The only compensation he has received so far is a cheque for Rs 5 lakh from the Delhi Wakf Board. Doctors were able to save his right eye but have ruled out an eye transplant on the left side because of nerve damage.

Minhajuddin has already spent Rs 1 lakh on treatment and needs to regularly consult an ophthalmologist.

“Initially, several people and NGOs promised help. Their enthusiasm lasted only a short while. Ultimately nothing came (apart from the wakf board’s assistance),” he said.

“I have learnt to be patient and not depend on politicians, to be self-reliant.”

Chandan Kumar, 22, who earned a BA in mass media from Jamia this year, was taken to hospital in the same ambulance with Minhajuddin.

Kumar received five stitches on his head for injuries from alleged caning by policemen who had found him in the library toilet. He had hid there after the tear-smoke shelling.

“This whole year has been a nightmare that never ends. I have recurring dreams of the police attacking us,” he said.

Kumar, set to begin an MA course in linguistics at Jawaharlal Nehru University, said he wanted punishment for the errant cops rather than compensation for himself.

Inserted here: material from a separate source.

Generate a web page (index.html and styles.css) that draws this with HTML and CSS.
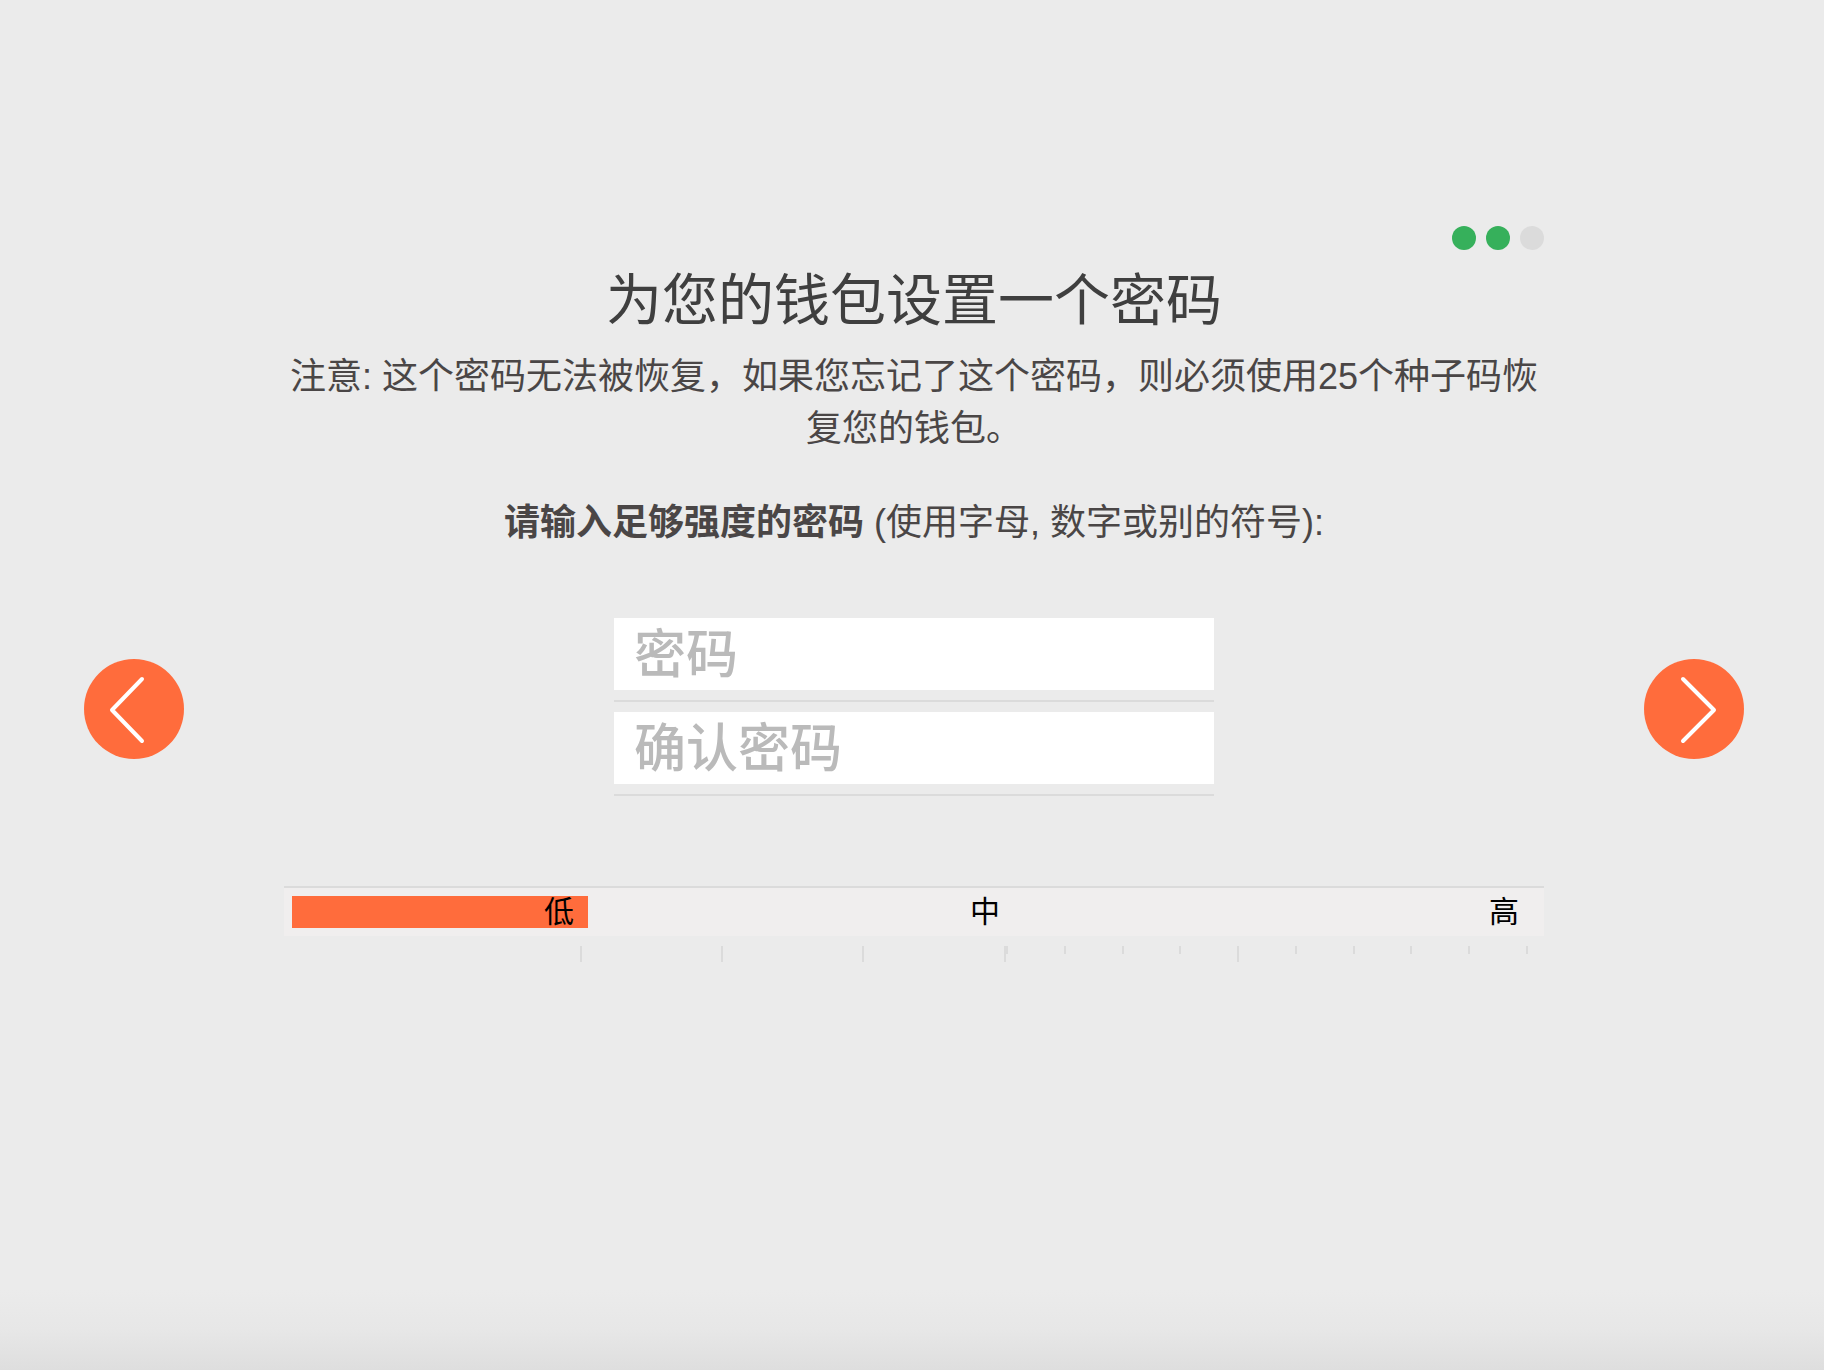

“Fascism came alive from a concept I had read in books to something that we as students had to endure because we were studying in a minority institution,” he said.

“In my court petition, I did not seek compensation. For me, justice will be served only if the officers guilty of attacking us are punished. I’m yet to see (signs of) that happening in court so far.”

Kumar, an activist of the CPIML Liberation’s All India Students Association, was named in an FIR on the Jamia violence but has not been named in the chargesheets.

Two of his mobile phones have been seized, one after the other, during the four sessions of interrogation. The police have questioned him over the Jamia violence and the protests against the new citizenship regime that the force blames for the February riots that killed 53 people.

The women-led agitation at Shaheen Bagh began as a reaction to the Jamia brutality.

Asif Iqbal Tanha of the Students Islamic Organisation — another Jamia student-activist named in the FIR with Kumar — is in jail, waiting to be tried for his alleged role in inciting the February violence through his participation in the citizenship protests.

“The result of our protest, and others that followed, is that finally, today, the government which never listened to anyone has been compelled to talk to the farmers,” Kumar said. “The protests by students, doctors and farmers have helped sustain at least a nominal democracy. Despite (the government’s supporters) calling the farmers Khalistanis who eat foreign-funded pizzas, the farmers cannot be delegitimised like we students were.”

A photograph of women students shielding a man from the police’s batons at the protest march that preceded the rampage became a symbol of the resilience of the students, who continued to participate in the anti-citizenship-act protests. Aysha Renna N, an MA (modern history) student, was one of the women in the photo.

“I was trolled online. Details of my family, my social media posts and my studies were made public,” she told this newspaper.

“I was also criticised so much for the politics I spoke about, for asserting my identity, for praising Allah before my speeches, or wearing a scarf, that it made me more stern in my politics.”

Her Facebook profile was blocked, and she moved to Twitter.

“Every time I recall that incident (of the protest march in which she was hit by the police), it is traumatic and painful. But it also became an inspiration for a pan-India anti-CAA movement… and to speak out against the anti-national activities of the BJP government,” she said.

Jamia has not claimed damages from the Centre, to which the Delhi police report. The university had to move court after the police refused to register an FIR on its complaint of a rampage.

“We have not received anything from the court,” vice-chancellor Najma Akhtar told this newspaper. “Whatever comes your way, you have to find a way out and we have successfully done it.”

In June news came that Jamia had made it to the top ten in a national-level ranking of universities.

Besides, 14 of its teachers figure on an internationally peer-reviewed list of top scientists.